Provide only the number of lines in the listing that contain the string "styles".
=======
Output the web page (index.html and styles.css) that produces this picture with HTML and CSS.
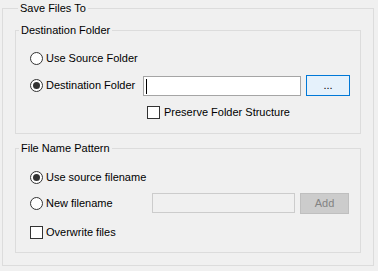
FILE: index.html
```html
<!DOCTYPE html>
<html>
<head>
<meta charset="utf-8">
<link rel="stylesheet" href="styles.css">
</head>
<body>
<fieldset class="group group-outer">
  <legend class="caption">Save Files To</legend>
  <fieldset class="group group-inner group-dest">
    <legend class="caption">Destination Folder</legend>
    <div class="row row-a">
      <label class="option"><span class="radio"></span><span class="text">Use Source Folder</span></label>
    </div>
    <div class="row row-b">
      <label class="option option-dest"><span class="radio checked"></span><span class="text">Destination Folder</span></label>
      <div class="textbox textbox-dest"><span class="caret"></span></div>
      <button class="btn btn-browse">...</button>
    </div>
    <div class="row row-c">
      <label class="option option-indent"><span class="checkbox"></span><span class="text text-check">Preserve Folder Structure</span></label>
    </div>
  </fieldset>
  <fieldset class="group group-inner group-name">
    <legend class="caption">File Name Pattern</legend>
    <div class="row row-a2">
      <label class="option"><span class="radio checked"></span><span class="text">Use source filename</span></label>
    </div>
    <div class="row row-b2">
      <label class="option option-new"><span class="radio"></span><span class="text">New filename</span></label>
      <div class="textbox textbox-new disabled"></div>
      <button class="btn btn-add" disabled>Add</button>
    </div>
    <div class="row row-c2">
      <label class="option"><span class="checkbox"></span><span class="text">Overwrite files</span></label>
    </div>
  </fieldset>
</fieldset>
</body>
</html>
```

FILE: styles.css
```css
html, body {
  margin: 0;
  padding: 0;
  background: #f0f0f0;
}
body {
  font-family: "Liberation Sans", Arial, sans-serif;
  font-size: 11px;
  line-height: 13px;
  color: #000;
}
.group {
  margin: 0;
  min-inline-size: 0;
  border: 1px solid #dcdcdc;
  box-sizing: border-box;
}
.caption {
  padding: 0 2px;
  margin-left: 3px;
  line-height: 13px;
  height: 13px;
}
.group-outer {
  margin: 2px 0 0 2px;
  width: 372px;
  padding: 9px 0 12px 12px;
}
.group-inner {
  width: 346px;
  padding: 0;
}
.group-dest {
  padding-bottom: 14px;
}
.group-name {
  margin-top: 8px;
  padding-bottom: 13px;
}
.row {
  display: flex;
  align-items: center;
}
.row-a { margin-top: 11px; height: 20px; }
.row-b { margin-top: 7px; height: 21px; align-items: flex-start; }
.row-c { margin-top: 10px; height: 13px; }
.row-a2 { margin-top: 12px; height: 20px; }
.row-b2 { margin-top: 6px; height: 21px; align-items: flex-start; }
.row-c2 { margin-top: 12px; height: 13px; }

.option {
  display: flex;
  align-items: center;
  margin-left: 14px;
  white-space: nowrap;
}
.row-b .option, .row-b2 .option {
  height: 21px;
}
.option-dest { width: 113px; }
.option-new { width: 122px; }
.option-indent { margin-left: 131px; }
.text {
  margin-left: 3px;
}
.text-check {
  margin-left: 4px;
}
.radio {
  width: 13px;
  height: 13px;
  box-sizing: border-box;
  border: 1px solid #333;
  border-radius: 50%;
  background: #fff;
  display: flex;
  align-items: center;
  justify-content: center;
  flex: none;
}
.radio.checked::after {
  content: "";
  width: 7px;
  height: 7px;
  border-radius: 50%;
  background: #333;
}
.checkbox {
  width: 13px;
  height: 13px;
  box-sizing: border-box;
  border: 1px solid #333;
  background: #fff;
  flex: none;
}
.textbox {
  box-sizing: border-box;
  height: 20px;
  border: 1px solid #a5a5a5;
  background: #fff;
  flex: none;
  position: relative;
}
.textbox-dest {
  width: 158px;
  margin-top: 1px;
}
.textbox-new {
  width: 143px;
}
.textbox.disabled {
  background: #f0f0f0;
  border-color: #cccccc;
}
.caret {
  position: absolute;
  left: 2px;
  top: 2px;
  width: 1px;
  height: 15px;
  background: #000;
}
.btn {
  box-sizing: border-box;
  height: 21px;
  margin-left: 5px;
  padding: 0;
  font: inherit;
  line-height: 13px;
  flex: none;
}
.btn-browse {
  width: 44px;
  border: 1px solid #0078d7;
  background: #e5f1fb;
  color: #000;
}
.btn-add {
  width: 49px;
  border: 1px solid #bfbfbf;
  background: #cccccc;
  color: #838383;
}
```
=======
§ **Response to this exercise**
3